EXERCISE: Transcribe the whole listing without a single picture.

MATERIAL PROVIDED:
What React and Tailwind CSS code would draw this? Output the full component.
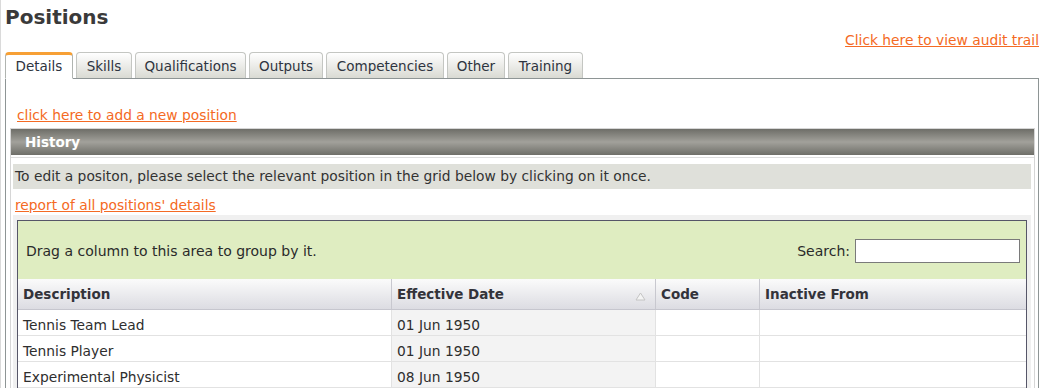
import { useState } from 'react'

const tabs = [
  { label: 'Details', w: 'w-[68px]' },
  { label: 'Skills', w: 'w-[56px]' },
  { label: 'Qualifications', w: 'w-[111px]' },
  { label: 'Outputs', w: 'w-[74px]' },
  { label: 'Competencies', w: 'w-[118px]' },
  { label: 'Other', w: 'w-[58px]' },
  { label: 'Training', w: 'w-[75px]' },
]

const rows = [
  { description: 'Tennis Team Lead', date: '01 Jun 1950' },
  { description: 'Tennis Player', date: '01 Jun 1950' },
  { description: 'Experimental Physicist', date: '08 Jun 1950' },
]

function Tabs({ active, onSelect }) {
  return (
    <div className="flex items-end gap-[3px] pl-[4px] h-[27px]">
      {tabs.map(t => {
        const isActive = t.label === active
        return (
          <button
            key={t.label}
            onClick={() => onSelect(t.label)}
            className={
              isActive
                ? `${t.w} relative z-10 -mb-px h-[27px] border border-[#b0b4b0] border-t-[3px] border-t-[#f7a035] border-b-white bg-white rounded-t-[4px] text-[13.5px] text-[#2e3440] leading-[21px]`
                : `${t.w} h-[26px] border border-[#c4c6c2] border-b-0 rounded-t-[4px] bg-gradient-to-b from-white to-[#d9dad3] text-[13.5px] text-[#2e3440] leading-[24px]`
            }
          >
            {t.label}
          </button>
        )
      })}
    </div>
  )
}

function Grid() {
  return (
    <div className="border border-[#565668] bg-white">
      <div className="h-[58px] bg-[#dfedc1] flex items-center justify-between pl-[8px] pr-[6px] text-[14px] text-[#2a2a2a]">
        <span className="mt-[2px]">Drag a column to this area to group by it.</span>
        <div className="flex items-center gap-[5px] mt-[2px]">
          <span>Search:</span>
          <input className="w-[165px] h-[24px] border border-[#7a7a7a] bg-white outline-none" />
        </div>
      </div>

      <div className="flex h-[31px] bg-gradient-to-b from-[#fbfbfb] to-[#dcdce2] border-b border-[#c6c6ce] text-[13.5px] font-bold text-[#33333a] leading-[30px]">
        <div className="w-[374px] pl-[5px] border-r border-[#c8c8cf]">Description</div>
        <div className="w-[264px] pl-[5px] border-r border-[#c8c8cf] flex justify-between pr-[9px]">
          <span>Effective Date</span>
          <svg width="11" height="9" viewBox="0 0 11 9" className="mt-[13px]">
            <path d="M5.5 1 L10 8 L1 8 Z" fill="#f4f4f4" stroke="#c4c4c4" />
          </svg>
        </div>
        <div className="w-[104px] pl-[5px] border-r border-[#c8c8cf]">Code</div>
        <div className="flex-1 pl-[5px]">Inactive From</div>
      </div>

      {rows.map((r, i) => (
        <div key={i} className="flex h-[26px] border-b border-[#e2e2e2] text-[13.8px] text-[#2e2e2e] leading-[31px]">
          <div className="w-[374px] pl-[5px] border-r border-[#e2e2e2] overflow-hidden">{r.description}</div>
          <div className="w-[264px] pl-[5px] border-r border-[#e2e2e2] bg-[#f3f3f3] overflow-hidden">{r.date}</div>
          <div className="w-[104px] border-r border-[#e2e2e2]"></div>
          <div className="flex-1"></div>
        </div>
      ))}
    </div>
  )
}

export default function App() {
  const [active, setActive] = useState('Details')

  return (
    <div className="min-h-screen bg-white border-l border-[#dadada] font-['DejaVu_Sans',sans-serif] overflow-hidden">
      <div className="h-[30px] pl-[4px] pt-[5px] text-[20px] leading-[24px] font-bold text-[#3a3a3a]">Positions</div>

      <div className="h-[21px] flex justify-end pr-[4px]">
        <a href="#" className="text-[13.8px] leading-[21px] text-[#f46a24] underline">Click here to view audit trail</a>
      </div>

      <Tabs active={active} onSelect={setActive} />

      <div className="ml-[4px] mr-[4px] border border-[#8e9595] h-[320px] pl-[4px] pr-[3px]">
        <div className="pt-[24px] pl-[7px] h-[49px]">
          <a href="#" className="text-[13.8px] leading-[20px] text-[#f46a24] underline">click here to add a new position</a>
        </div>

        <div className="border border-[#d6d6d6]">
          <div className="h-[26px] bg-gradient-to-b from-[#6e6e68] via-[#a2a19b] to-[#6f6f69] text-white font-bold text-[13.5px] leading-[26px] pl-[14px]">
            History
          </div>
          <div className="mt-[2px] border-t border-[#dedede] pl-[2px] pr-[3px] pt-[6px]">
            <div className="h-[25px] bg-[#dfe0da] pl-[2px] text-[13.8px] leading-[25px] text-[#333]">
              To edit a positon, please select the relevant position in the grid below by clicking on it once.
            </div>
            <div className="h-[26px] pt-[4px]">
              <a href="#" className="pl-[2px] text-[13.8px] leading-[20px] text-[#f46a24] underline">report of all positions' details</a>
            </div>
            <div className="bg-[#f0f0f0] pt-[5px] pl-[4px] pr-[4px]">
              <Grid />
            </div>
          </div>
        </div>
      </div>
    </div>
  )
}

SOLUTION TO THE EXERCISE:
What React and Tailwind CSS code would draw this? Output the full component.
import { useState } from 'react'

const tabs = [
  { label: 'Details', w: 'w-[68px]' },
  { label: 'Skills', w: 'w-[56px]' },
  { label: 'Qualifications', w: 'w-[111px]' },
  { label: 'Outputs', w: 'w-[74px]' },
  { label: 'Competencies', w: 'w-[118px]' },
  { label: 'Other', w: 'w-[58px]' },
  { label: 'Training', w: 'w-[75px]' },
]

const rows = [
  { description: 'Tennis Team Lead', date: '01 Jun 1950' },
  { description: 'Tennis Player', date: '01 Jun 1950' },
  { description: 'Experimental Physicist', date: '08 Jun 1950' },
]

function Tabs({ active, onSelect }) {
  return (
    <div className="flex items-end gap-[3px] pl-[4px] h-[27px]">
      {tabs.map(t => {
        const isActive = t.label === active
        return (
          <button
            key={t.label}
            onClick={() => onSelect(t.label)}
            className={
              isActive
                ? `${t.w} relative z-10 -mb-px h-[27px] border border-[#b0b4b0] border-t-[3px] border-t-[#f7a035] border-b-white bg-white rounded-t-[4px] text-[13.5px] text-[#2e3440] leading-[21px]`
                : `${t.w} h-[26px] border border-[#c4c6c2] border-b-0 rounded-t-[4px] bg-gradient-to-b from-white to-[#d9dad3] text-[13.5px] text-[#2e3440] leading-[24px]`
            }
          >
            {t.label}
          </button>
        )
      })}
    </div>
  )
}

function Grid() {
  return (
    <div className="border border-[#565668] bg-white">
      <div className="h-[58px] bg-[#dfedc1] flex items-center justify-between pl-[8px] pr-[6px] text-[14px] text-[#2a2a2a]">
        <span className="mt-[2px]">Drag a column to this area to group by it.</span>
        <div className="flex items-center gap-[5px] mt-[2px]">
          <span>Search:</span>
          <input className="w-[165px] h-[24px] border border-[#7a7a7a] bg-white outline-none" />
        </div>
      </div>

      <div className="flex h-[31px] bg-gradient-to-b from-[#fbfbfb] to-[#dcdce2] border-b border-[#c6c6ce] text-[13.5px] font-bold text-[#33333a] leading-[30px]">
        <div className="w-[374px] pl-[5px] border-r border-[#c8c8cf]">Description</div>
        <div className="w-[264px] pl-[5px] border-r border-[#c8c8cf] flex justify-between pr-[9px]">
          <span>Effective Date</span>
          <svg width="11" height="9" viewBox="0 0 11 9" className="mt-[13px]">
            <path d="M5.5 1 L10 8 L1 8 Z" fill="#f4f4f4" stroke="#c4c4c4" />
          </svg>
        </div>
        <div className="w-[104px] pl-[5px] border-r border-[#c8c8cf]">Code</div>
        <div className="flex-1 pl-[5px]">Inactive From</div>
      </div>

      {rows.map((r, i) => (
        <div key={i} className="flex h-[26px] border-b border-[#e2e2e2] text-[13.8px] text-[#2e2e2e] leading-[31px]">
          <div className="w-[374px] pl-[5px] border-r border-[#e2e2e2] overflow-hidden">{r.description}</div>
          <div className="w-[264px] pl-[5px] border-r border-[#e2e2e2] bg-[#f3f3f3] overflow-hidden">{r.date}</div>
          <div className="w-[104px] border-r border-[#e2e2e2]"></div>
          <div className="flex-1"></div>
        </div>
      ))}
    </div>
  )
}

export default function App() {
  const [active, setActive] = useState('Details')

  return (
    <div className="min-h-screen bg-white border-l border-[#dadada] font-['DejaVu_Sans',sans-serif] overflow-hidden">
      <div className="h-[30px] pl-[4px] pt-[5px] text-[20px] leading-[24px] font-bold text-[#3a3a3a]">Positions</div>

      <div className="h-[21px] flex justify-end pr-[4px]">
        <a href="#" className="text-[13.8px] leading-[21px] text-[#f46a24] underline">Click here to view audit trail</a>
      </div>

      <Tabs active={active} onSelect={setActive} />

      <div className="ml-[4px] mr-[4px] border border-[#8e9595] h-[320px] pl-[4px] pr-[3px]">
        <div className="pt-[24px] pl-[7px] h-[49px]">
          <a href="#" className="text-[13.8px] leading-[20px] text-[#f46a24] underline">click here to add a new position</a>
        </div>

        <div className="border border-[#d6d6d6]">
          <div className="h-[26px] bg-gradient-to-b from-[#6e6e68] via-[#a2a19b] to-[#6f6f69] text-white font-bold text-[13.5px] leading-[26px] pl-[14px]">
            History
          </div>
          <div className="mt-[2px] border-t border-[#dedede] pl-[2px] pr-[3px] pt-[6px]">
            <div className="h-[25px] bg-[#dfe0da] pl-[2px] text-[13.8px] leading-[25px] text-[#333]">
              To edit a positon, please select the relevant position in the grid below by clicking on it once.
            </div>
            <div className="h-[26px] pt-[4px]">
              <a href="#" className="pl-[2px] text-[13.8px] leading-[20px] text-[#f46a24] underline">report of all positions' details</a>
            </div>
            <div className="bg-[#f0f0f0] pt-[5px] pl-[4px] pr-[4px]">
              <Grid />
            </div>
          </div>
        </div>
      </div>
    </div>
  )
}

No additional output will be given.